The following February, Terrance Weston, a junior lineman who started on the championship team in 1940, was killed in Luxemburg on February 18. One month later, Bickel died on March 21 while fighting in Germany.
Jacobs himself would eventually leave Tyrone and the program he led to the ultimate heights in order to contribute to the war effort. Following the 1942 season, when the Eagles finished 11-0-1 and captured another Western Conference championship, he enlisted in the Navy and was gone for three full seasons in the prime of his career. He would return in 1946.
Following the CPHSFL championship game, the Eagles were paraded back into town and celebrated for weeks at ceremonies and banquets. And like other championship teams that followed, the Golden Eagles of 1940 were reunited hailed many times in the years after their record-setting season. In 1998, they were even joined with their opponents from Shenandoah when Tyrone played a game against Shenandoah Valley.
Unlike those other teams, the group from 1940 was never again reunited in its entirety. There would always be three pieces missing.
That fact alone shades those old photographs in contrasting tones. By one measure, they capture images of innocence and youth that can’t fade. The kids in those pictures haven’t accomplished anything yet, but they will always be young, always smiling, always hopeful of winning the big one.
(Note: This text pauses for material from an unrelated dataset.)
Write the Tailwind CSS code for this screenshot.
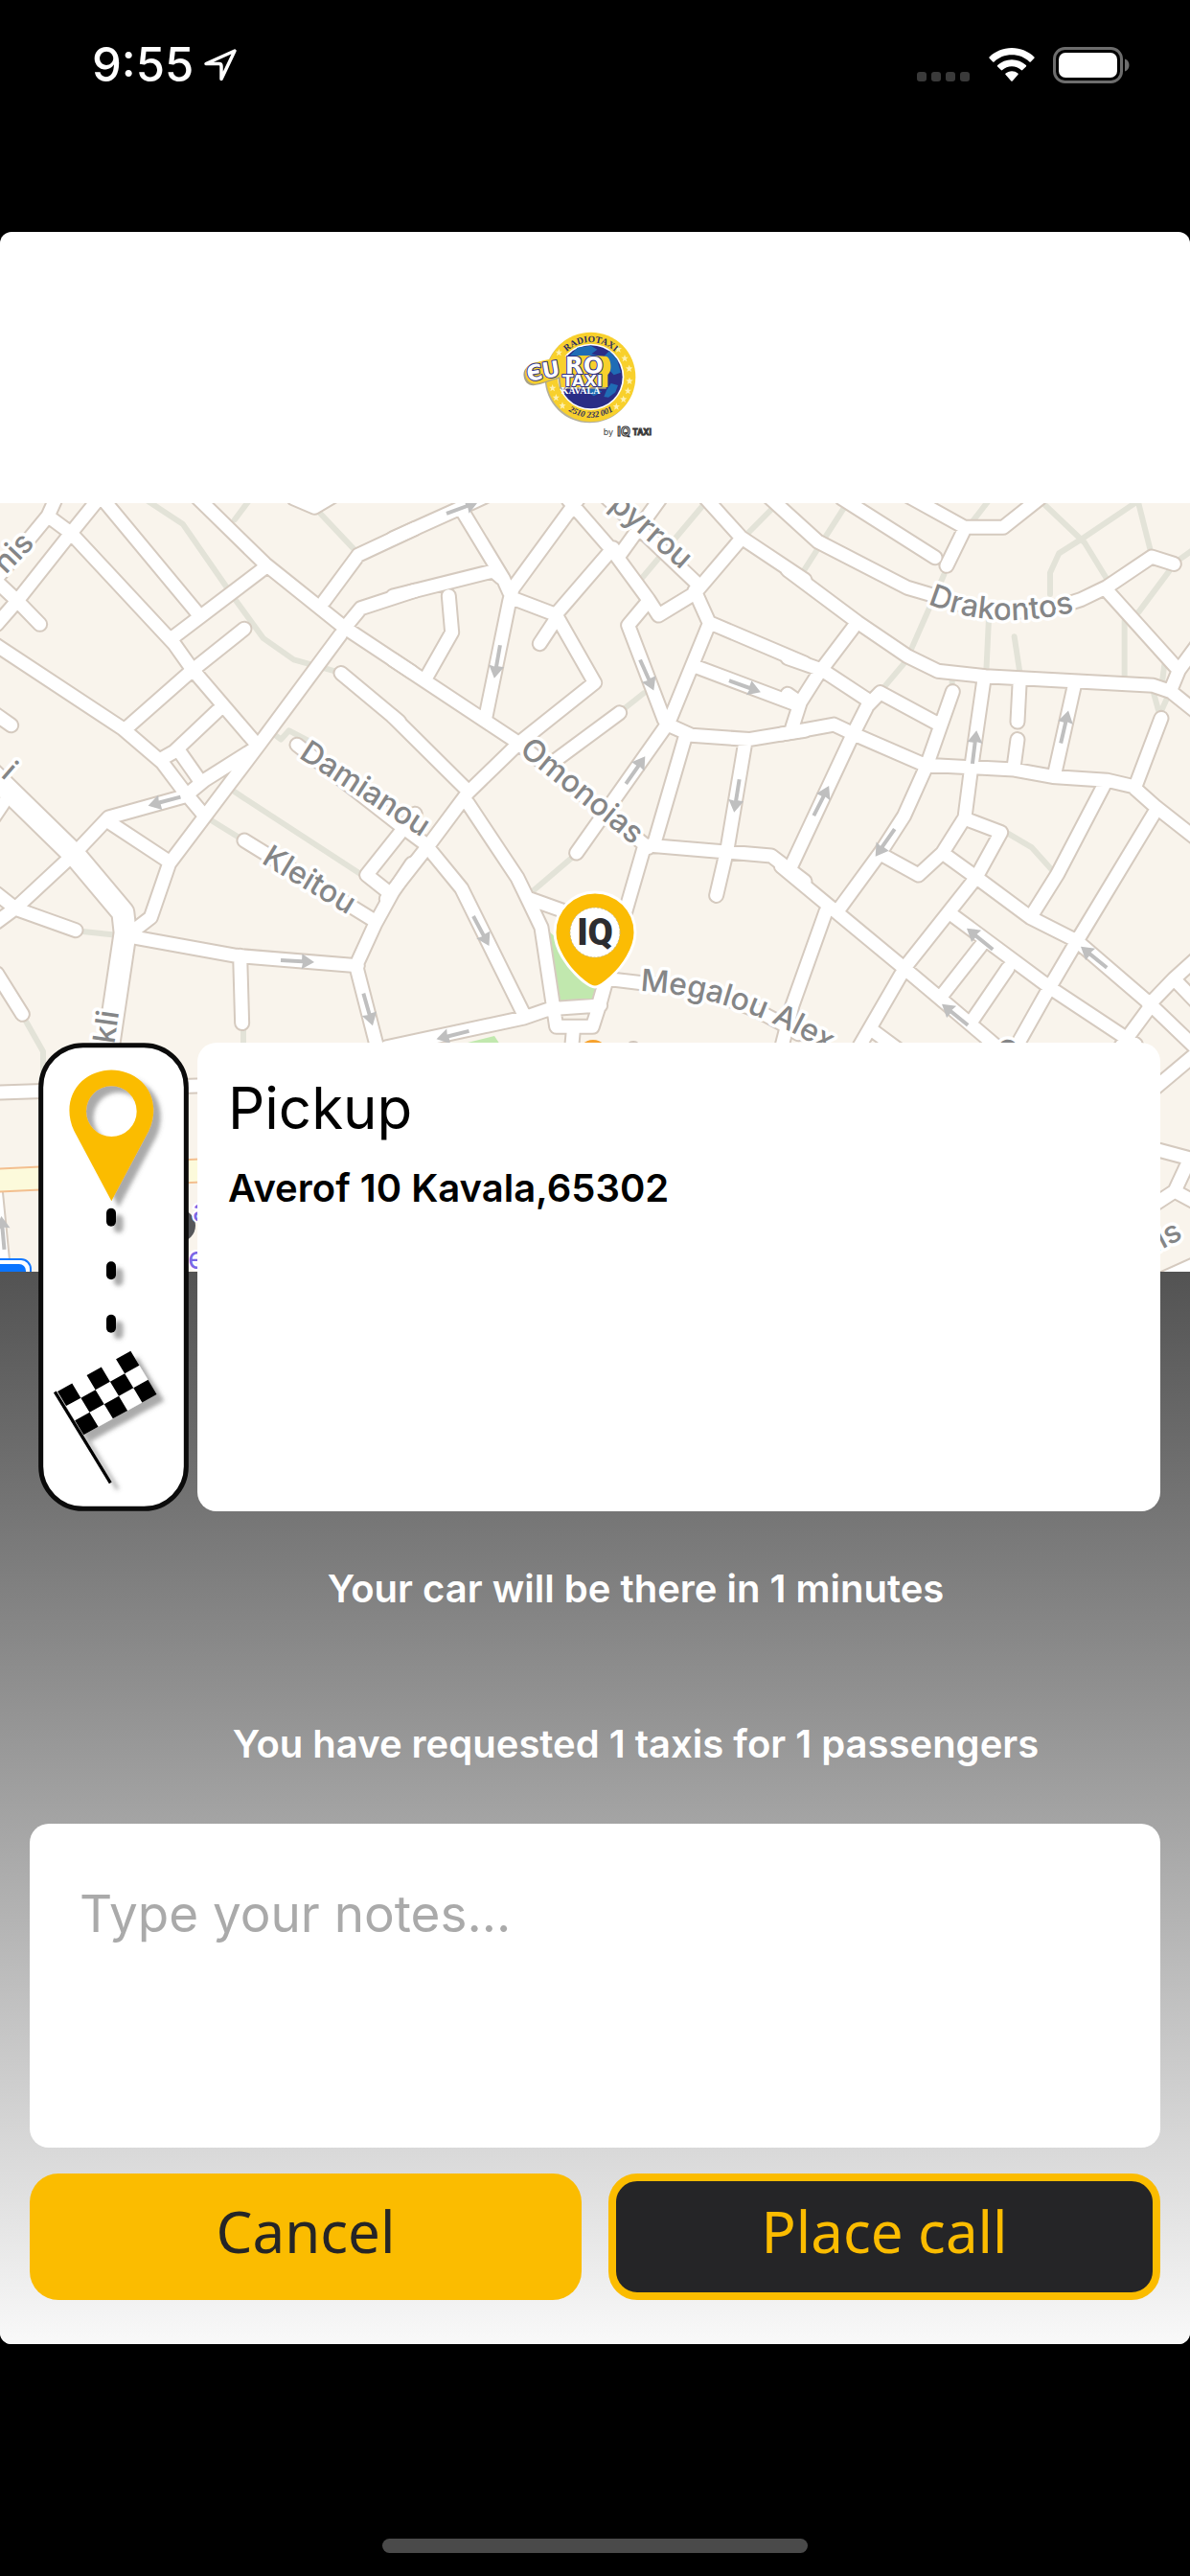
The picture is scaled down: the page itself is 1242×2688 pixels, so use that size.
<!DOCTYPE html>
<html lang="en">
<head>
    <meta charset="UTF-8">
    <meta name="viewport" content="width=device-width, initial-scale=1.0">
    <title>Euro Taxi Kavala - Place call</title>
    <script src="https://cdn.jsdelivr.net/npm/@tailwindcss/browser@4"></script>
</head>
<body class="min-h-screen bg-black font-['Inter','Liberation_Sans',sans-serif]">
    <!-- Status bar -->
    <header class="h-[242px] text-white">
        <div class="flex h-[135px] items-center justify-between pl-24 pr-[63px]">
            <div class="flex items-center gap-[10px]">
                <span class="text-[49px] leading-[56px] font-medium">9:55</span>
                <svg class="h-9 w-9" viewBox="0 0 36 36" fill="none" stroke="currentColor" stroke-width="3.5" stroke-linejoin="round">
                    <path d="M33 3 3 16.500h13.500q2.500 0 2.500 2.500v13.500Z"/>
                </svg>
            </div>
            <div class="flex items-center gap-[19px]">
                <svg class="h-9 w-14" viewBox="0 0 56 36" fill="#3a3a3a">
                    <rect x="0" y="25" width="10" height="10" rx="3"/>
                    <rect x="15" y="25" width="10" height="10" rx="3"/>
                    <rect x="30" y="25" width="10" height="10" rx="3"/>
                    <rect x="45" y="25" width="10" height="10" rx="3"/>
                </svg>
                <svg class="h-9 w-12" viewBox="0 0 48 36" fill="currentColor">
                    <path d="M24 0C14.800 0 6.500 3.600.6 9.400a1 1 0 0 0 0 1.400l3.600 3.600a1 1 0 0 0 1.400 0C10.300 9.800 16.800 7.200 24 7.200s13.700 2.600 18.400 7.200a1 1 0 0 0 1.400 0l3.600-3.600a1 1 0 0 0 0-1.400C41.500 3.600 33.200 0 24 0Z"/>
                    <path d="M24 12.200c-5.700 0-11 2.200-14.900 5.900a1 1 0 0 0 0 1.400l3.700 3.600a1 1 0 0 0 1.400 0c2.600-2.400 6-3.800 9.800-3.800s7.200 1.400 9.800 3.800a1 1 0 0 0 1.400 0l3.700-3.600a1 1 0 0 0 0-1.400c-3.900-3.700-9.200-5.900-14.900-5.900Z"/>
                    <path d="M24 24.200c-2.500 0-4.700.9-6.400 2.400a1 1 0 0 0 0 1.500l5.700 6.400a1 1 0 0 0 1.400 0l5.700-6.400a1 1 0 0 0 0-1.500 9.600 9.600 0 0 0-6.400-2.400Z"/>
                </svg>
                <svg class="h-[38px] w-20" viewBox="0 0 80 38">
                    <rect x="1.500" y="1.500" width="70" height="35" rx="11" fill="none" stroke="#6d6d6d" stroke-width="3"/>
                    <rect x="6" y="6" width="61" height="26" rx="7" fill="#fff"/>
                    <path d="M75 12.500c3 1.200 4.500 3.500 4.500 6.500S78 24.300 75 25.500Z" fill="#6d6d6d"/>
                </svg>
            </div>
        </div>
    </header>

    <main class="overflow-hidden rounded-xl bg-white">
        <!-- Company logo -->
        <div class="flex justify-center pt-[78px] pb-[55px]">
            <svg class="h-[150px] w-[200px]" viewBox="0 0 600 450" role="img" aria-label="Euro Taxi Kavala by IQTaxi">
                <defs>
                    <path id="arc-top" d="M178 220a109 109 0 0 1 218 0"/>
                    <path id="arc-bottom" d="M160 220a127 127 0 0 0 254 0"/>
                    <path id="star" d="m0-11 3 8 8 .5-6.500 5L7 11 0 6.500-7 11l2.500-8.500-6.500-5L-3-3Z"/>
                </defs>
                <circle cx="283" cy="224" r="140" fill="#b5b09a"/>
                <circle cx="287" cy="220" r="140" fill="#f8d02c"/>
                <circle cx="287" cy="220" r="104" fill="#fff"/>
                <circle cx="287" cy="220" r="99" fill="#2a2d86"/>
                <path d="m215 160 30-32 42-6 20 12-18 14 30 8-24 16-50 6-24 14Zm130-22 24 28 12 40-22 8-22-24-30-12ZM336 262l14-22 22 6-8 22-22 16-14-2Zm-66 0 30-8 22 12-26 14Z" fill="#1f6cb5"/>
                <g fill="#fdf0b0">
                    <use href="#star" x="187" y="143"/><use href="#star" x="173" y="172"/>
                    <use href="#star" x="167" y="254"/><use href="#star" x="178" y="284"/><use href="#star" x="198" y="309"/>
                    <use href="#star" x="373" y="132"/><use href="#star" x="393" y="161"/><use href="#star" x="407" y="193"/>
                    <use href="#star" x="408" y="232"/><use href="#star" x="403" y="263"/><use href="#star" x="389" y="289"/><use href="#star" x="367" y="312"/>
                </g>
                <g class="font-['Liberation_Serif',serif] font-bold" fill="#2a2d60" text-anchor="middle">
                    <text font-size="29"><textPath href="#arc-top" startOffset="50%">RADIOTAXI</textPath></text>
                    <text font-size="27" class="italic"><textPath href="#arc-bottom" startOffset="50%">2510 232 001</textPath></text>
                </g>
                <!-- Yellow plate behind the wordmark -->
                <path d="M82 214c-4-20 10-38 36-40 30-8 60-14 84-18 50-4 100-4 134 0 16 6 18 50 4 56l0 40H194l-4-32c-24 6-50 18-78 22-18 0-28-14-30-28Z" transform="translate(-5 5)" fill="#a9a288"/>
                <path d="M82 214c-4-20 10-38 36-40 30-8 60-14 84-18 50-4 100-4 134 0 16 6 18 50 4 56l0 40H194l-4-32c-24 6-50 18-78 22-18 0-28-14-30-28Z" fill="#f8d02c"/>
                <g class="font-['DejaVu_Sans',sans-serif] font-bold" fill="#fff" stroke="#2a2d86" stroke-width="6" paint-order="stroke" stroke-linejoin="round">
                    <text x="90" y="234" font-size="68" transform="rotate(-10 90 234)">ЄU</text>
                    <text x="206" y="209" font-size="74">RO</text>
                    <text x="198" y="250" font-size="50">TAXI</text>
                </g>
                <text x="194" y="273" font-size="30" fill="#fff" class="font-['Liberation_Serif',serif] font-bold">KAVALA</text>
                <g class="font-['Inter',sans-serif]">
                    <text x="326" y="403" font-size="27" fill="#444">by</text>
                    <text x="370" y="404" font-size="38" fill="#ddd" stroke="#333" stroke-width="3" class="font-bold">IQ</text>
                    <text x="418" y="402" font-size="25" fill="#ddd" stroke="#333" stroke-width="3" class="font-bold">TAXI</text>
                </g>
            </svg>
        </div>

        <!-- Map -->
        <div class="h-[802px] bg-[#f9f4ec]">
            <svg class="h-full w-full" viewBox="0 525 1242 802" preserveAspectRatio="xMidYMid slice" role="img" aria-label="Map of the pickup area">
                <defs>
                    <!-- Street network, one group per map tile -->
                    <g id="streets">
                        <path transform="translate(0 520) scale(.3333 .37)" vector-effect="non-scaling-stroke" d="M175 0 150 50-10 225M150 50 222 98M310 0 222 98 55 288-10 355M320 0 615 320M222 98 545 410 600 480 800 690M545 390 830 195M620 0 830 185 1075 362 1290 490M1015 290 1122 160 1300 85M1075 370 1130 310 1300 260M1066 385 815 690 530 1030 472 1182 410 1225M765 368 595 490 400 645M-10 415 385 650 508 745 575 825 640 895M505 735 545 715 680 600M565 718 625 795M790 710 640 795 580 840 340 900 235 1000 50 1155-10 1195M345 915 530 1025M10 860-20 900M-10 1115 50 1158 237 1218M400 1235 740 1290 1120 1318M752 1290 758 1480M1190 1580 1115 1318 1175 1200 1230 1110 1290 1030M1300 890 1148 1062 1215 1110M765 965 1170 1190M930 695 1250 920 1340 980M1068 493 1250 630M35 640-20 605M125 355 55 290-10 235M70 1455-10 1340M920 0 985 25 1050-10"/>
                        <path transform="translate(410 520) scale(.3333 .37)" vector-effect="non-scaling-stroke" d="M0 113 200 32 300-10M217 35 345 225 365 265M0 276 315 205 340 225M590-10 375 255 365 290 290 620M370 280 510 328 690 140M515 335 460 410M515 335 632 520 395 690 235 830 115 975-20 1130M550 5 690 150 800 285 832 330 945 268 1090 115M710 160 850-15M800 290 737 358 850 625M945 260 990 350 1290 465M990 355 865 630 575 1000M950 475 1260 580M865 640 935 668 1115 680 1215 665 1290 655M915 675 818 975 785 990 640 1440M1105 680 1048 985 1013 1120M790 978 1185 1008 1290 1080M660-10 950 238M970-10 1090 110 1290 230M0 455 385 685 800 985M0 615 235 825M175 275 185 378 105 505M710 605 500 745M235 860 390 1070 425 1135 465 1210 512 1490 625 1490 650 1420 670 1355M430 1130 570 1175M115 990 215 1100 410 1455M-20 1548 410 1465 490 1440 650 1430M565 1500 555 1600M670 1355 780 1367Q1050 1380 1270 1510"/>
                        <path transform="translate(822 520) scale(.3333 .37)" vector-effect="non-scaling-stroke" d="M-60-5 95 122 375 252 450 272Q700 360 920 285L1000 250 1140 165 1210 185M170 0 462 167M380-5 555 82 675 82 790 0M555 85 498 190M0 202 220 350 375 445 470 487 620 502 1145 528 1200 545 1290 610M205 365 100 490 40 575 15 645M0 450 110 485 245 565M0 552 28 570M465 633 290 548 250 585 205 665 10 1040M-20 665 145 638 215 668 430 752 710 765 830 785 1000 795 1080 812 1150 868 1280 960M517 545 435 755 365 895 290 1000 160 1160M615 510 575 760 555 900 485 1000 410 1062 295 1005M727 510 720 630M720 680 708 760M900 520 838 770M560 905 668 942 590 1070 370 1320 225 1545M485 1000 600 1075 760 1182 905 1248 1130 1422 1290 1560M1130 1430 1210 1355 1290 1290M1130 1440 1040 1550M1215 1360 1290 1430M990 810 845 1060 765 1175M1150 885 905 1250 820 1380 720 1540M520 1178 825 1382 1090 1540M605 1262 485 1400M690 1325 580 1470M-20 1038 160 1172 365 1325 480 1412 660 1550M120 1165 15 1430-25 1570M265 1500 370 1570M1000 260 1225 485 1200 540M1225 485 1290 405M1170 620 1090 810"/>
                        <path d="M0 1140 206 1133M1200 1140 1250 1098M1190 1195 1250 1211M1240 1213 1226 1243 1200 1260M1226 1243 1250 1256M1190 1345 1250 1318M-6 1230 4 1330"/>
                    </g>
                    <path id="avenue" transform="translate(0 520) scale(.3333 .37)" vector-effect="non-scaling-stroke" d="M-40 765 235 1007 385 1168 392 1225 335 1570"/>
                    <path id="oneway" d="M-17-2H5v-6L18 0 5 8 6 2h-23Z"/>
                    <path id="drakontos" d="M968 630Q1050 664 1150 630"/>
                    <path id="megalou" d="M668 1034C740 1038 800 1056 900 1120"/>
                </defs>

                <!-- Footpaths -->
                <g fill="none" stroke="#e3e3d8" stroke-width="6" stroke-linejoin="round" stroke-linecap="round">
                    <path transform="translate(0 520) scale(.3333 .37)" vector-effect="non-scaling-stroke" d="M450 0 572 72 740 290 825 395 920 455 1060 490M785 0 735 60M1000 40 1110 145M865 670 880 680 905 655 1000 700M735 828 1130 1060M665 910 755 960M245 1220 365 1232M75 1465 135 1560 135 1700M762 1480 762 1600"/>
                    <path transform="translate(410 520) scale(.3333 .37)" vector-effect="non-scaling-stroke" d="M985 5 780 225M1220 0 1110 100M785 550 715 600M565 1010 435 1110"/>
                    <path transform="translate(822 520) scale(.3333 .37)" vector-effect="non-scaling-stroke" d="M185 15 50 205M635 0 575 70M490 215 385 430M365 465 300 535M515 505V540M630 340 622 490M710 390 727 490M790 5 930 125 1005 235M1110 0 915 118 850 155 822 210V270M1095 0 1140 160M1270 145 1215 180M1195 205 1100 320 1055 345V510M1180 470 1172 525M1145 545 1165 610 1190 560M690 945 765 985 825 1045"/>
                </g>

                <!-- Park -->
                <path d="M573 972 635 1026 624 1043 583 1046ZM480 1090 516 1081 522 1090Z" fill="#c1e8ae"/>

                <g fill="none" stroke-linecap="round" stroke-linejoin="round">
                    <g stroke="#d5cabf">
                        <use href="#streets" stroke-width="17"/>
                        <use href="#avenue" stroke-width="26"/>
                    </g>
                    <g stroke="#fff">
                        <use href="#streets" stroke-width="13"/>
                        <use href="#avenue" stroke-width="22"/>
                    </g>
                    <path d="M-10 1232 220 1221" stroke="#f3bf8f" stroke-width="26"/>
                    <path d="M-10 1232 220 1221" stroke="#fcfadb" stroke-width="22"/>
                </g>

                <!-- One-way arrows -->
                <g fill="#bfbfbf">
                    <use href="#oneway" transform="translate(172 836) rotate(165)"/>
                    <use href="#oneway" transform="translate(310 1003) rotate(3)"/>
                    <use href="#oneway" transform="translate(384 1053) rotate(74)"/>
                    <use href="#oneway" transform="translate(482 530) rotate(-20)"/>
                    <use href="#oneway" transform="translate(519 690) rotate(100)"/>
                    <use href="#oneway" transform="translate(675 704) rotate(66)"/>
                    <use href="#oneway" transform="translate(663 804) rotate(-55)"/>
                    <use href="#oneway" transform="translate(777 716) rotate(20)"/>
                    <use href="#oneway" transform="translate(769 830) rotate(99)"/>
                    <use href="#oneway" transform="translate(502 971) rotate(62)"/>
                    <use href="#oneway" transform="translate(473 1080) rotate(166)"/>
                    <use href="#oneway" transform="translate(857 836) rotate(-63)"/>
                    <use href="#oneway" transform="translate(924 879) rotate(125)"/>
                    <use href="#oneway" transform="translate(1017 780) rotate(-83)"/>
                    <use href="#oneway" transform="translate(1111 759) rotate(-77)"/>
                    <use href="#oneway" transform="translate(1023 980) rotate(-141)"/>
                    <use href="#oneway" transform="translate(1142 999) rotate(-141)"/>
                    <use href="#oneway" transform="translate(997 1059) rotate(-141)"/>
                    <use href="#oneway" transform="translate(3 1287) rotate(-95)"/>
                </g>

                <!-- Street names -->
                <g class="font-medium" font-size="32" fill="#858687" stroke="#fff" stroke-width="7" stroke-linejoin="round" paint-order="stroke">
                    <text text-anchor="end" transform="translate(37 568) rotate(-46)">nis</text>
                    <text text-anchor="end" transform="translate(6 815) rotate(41)">i</text>
                    <text text-anchor="end" transform="translate(124 1056) rotate(-82)">kli</text>
                    <text transform="translate(311 790) rotate(33)">Damianou</text>
                    <text transform="translate(272 900) rotate(31)">Kleitou</text>
                    <text transform="translate(541 785) rotate(39)">Omonoias</text>
                    <text text-anchor="end" transform="translate(711 595) rotate(41)">pyrrou</text>
                    <text><textPath href="#drakontos">Drakontos</textPath></text>
                    <text><textPath href="#megalou">Megalou Alex</textPath></text>
                    <text transform="translate(1034 1098) rotate(38)">C</text>
                    <text transform="translate(1199 1311) rotate(-28)">llis</text>
                </g>

                <!-- Points of interest -->
                <circle cx="619" cy="1101" r="16" fill="#f6a12c"/>
                <circle cx="661" cy="1094" r="7" fill="#f9f4ec" stroke="#cfc4ba" stroke-width="2"/>
                <circle cx="187" cy="1279" r="17" fill="#55565a"/>
                <g font-size="32" fill="#7a68e6" stroke="#fff" stroke-width="4" paint-order="stroke">
                    <text x="201" y="1274">a</text>
                    <text x="196" y="1324">e</text>
                </g>
                <rect x="-40" y="1314" width="72" height="40" rx="10" fill="#fff" stroke="#1478ff" stroke-width="2"/>
                <rect x="-40" y="1319" width="67" height="40" rx="7" fill="#0a74ff"/>

                <!-- Pickup marker -->
                <path d="M621 1030c-5 0-9-4-13-7-17-14-29-34-29-50a42 42 0 0 1 84 0c0 16-12 36-29 50-4 3-8 7-13 7Z" fill="#fbbc04" stroke="#fff" stroke-width="3"/>
                <circle cx="621" cy="973" r="26" fill="#fff" stroke="#c9b98a" stroke-dasharray="2 2"/>
                <text x="621" y="986" font-size="38" text-anchor="middle" fill="#2d2d30" class="font-['Roboto',sans-serif] font-black">IQ</text>
            </svg>
        </div>

        <!-- Order details -->
        <section class="flex flex-col bg-linear-to-b from-[#535353] to-[#f9f9f9] px-[31px] pb-[46px]">
            <div class="relative -mt-[239px] flex gap-[9px] pl-[9px]">
                <svg class="h-[489px] w-[157px] shrink-0" viewBox="0 0 471 1467" aria-hidden="true">
                    <defs>
                        <filter id="shade" x="-20%" y="-20%" width="150%" height="150%">
                            <feDropShadow dx="23" dy="20" stdDeviation="6" flood-color="#555" flood-opacity=".5"/>
                        </filter>
                    </defs>
                    <rect x="8" y="8" width="455" height="1451" rx="132" fill="#fff" stroke="#0b0b0b" stroke-width="15"/>
                    <g filter="url(#shade)">
                        <path fill="#fbbc00" fill-rule="evenodd" d="M229 496 112 276C84 216 98 156 136 121c54-47 132-47 186 0 38 35 52 95 24 155ZM229 136a79 79 0 1 0 0 158 79 79 0 0 0 0-158Z"/>
                        <rect x="213" y="518" width="30" height="57" rx="15"/>
                        <rect x="213" y="685" width="30" height="57" rx="15"/>
                        <rect x="213" y="851" width="30" height="57" rx="15"/>
                    </g>
                    <g filter="url(#shade)">
                        <path d="M52 1093 226 1378" stroke="#000" stroke-width="10"/>
                        <g transform="matrix(45.800 -25.400 27.300 45.300 60 1092)">
                            <path d="M0 0h5v3H0Z" fill="#fff"/>
                            <path d="M0 0h1v1H0ZM2 0h1v1H2ZM4 0h1v1H4ZM1 1h1v1H1ZM3 1h1v1H3ZM0 2h1v1H0ZM2 2h1v1H2ZM4 2h1v1H4Z"/>
                        </g>
                    </g>
                </svg>
                <div class="grow rounded-[20px] bg-white px-8 pt-8 text-black">
                    <h1 class="text-[60px] leading-[72px]">Pickup</h1>
                    <p class="mt-6 text-[40px] leading-[48px] font-semibold">Averof 10 Kavala,65302</p>
                </div>
            </div>

            <div class="pt-[57px] pl-[85px] text-center text-[40px] leading-[48px] font-semibold text-white">
                <p>Your car will be there in 1 minutes</p>
                <p class="mt-[114px]">You have requested 1 taxis for 1 passengers</p>
            </div>

            <textarea class="mt-[59px] block h-[338px] w-full resize-none rounded-[20px] bg-white px-[52px] pt-[62px] text-[53px] leading-[64px] text-black placeholder:text-[#aaaaaa]" placeholder="Type your notes..." aria-label="Notes"></textarea>

            <div class="mt-[27px] grid grid-cols-2 gap-7 font-['Noto_Sans','Open_Sans',sans-serif] text-[60px] leading-[72px]">
                <button type="button" class="h-[132px] rounded-[30px] bg-[#fbbc00] pb-3 text-[#252527]">Cancel</button>
                <button type="button" class="h-[132px] rounded-[30px] border-8 border-[#fbbc00] bg-[#252527] pb-3 text-[#fbbc00]">Place call</button>
            </div>
        </section>
    </main>

    <!-- Home indicator -->
    <footer class="flex justify-center pt-[203px] pb-6">
        <div class="h-[15px] w-[444px] rounded-full bg-[#4a4a4a]"></div>
    </footer>
</body>
</html>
But there’s a somber tone, as well. The players are frozen in a moment that will never live again, and that was true from the instant the pictures were taken, but for Bob Bickel (15), Terrance Weston (11) and Stanley Catich (38), it’s deeper. They had no inkling in the fall of 1940 of the horrors of 1944 and 1945. All they knew was that instant and that season, and it was fleeting.
The pictures themselves were proof of their mortality.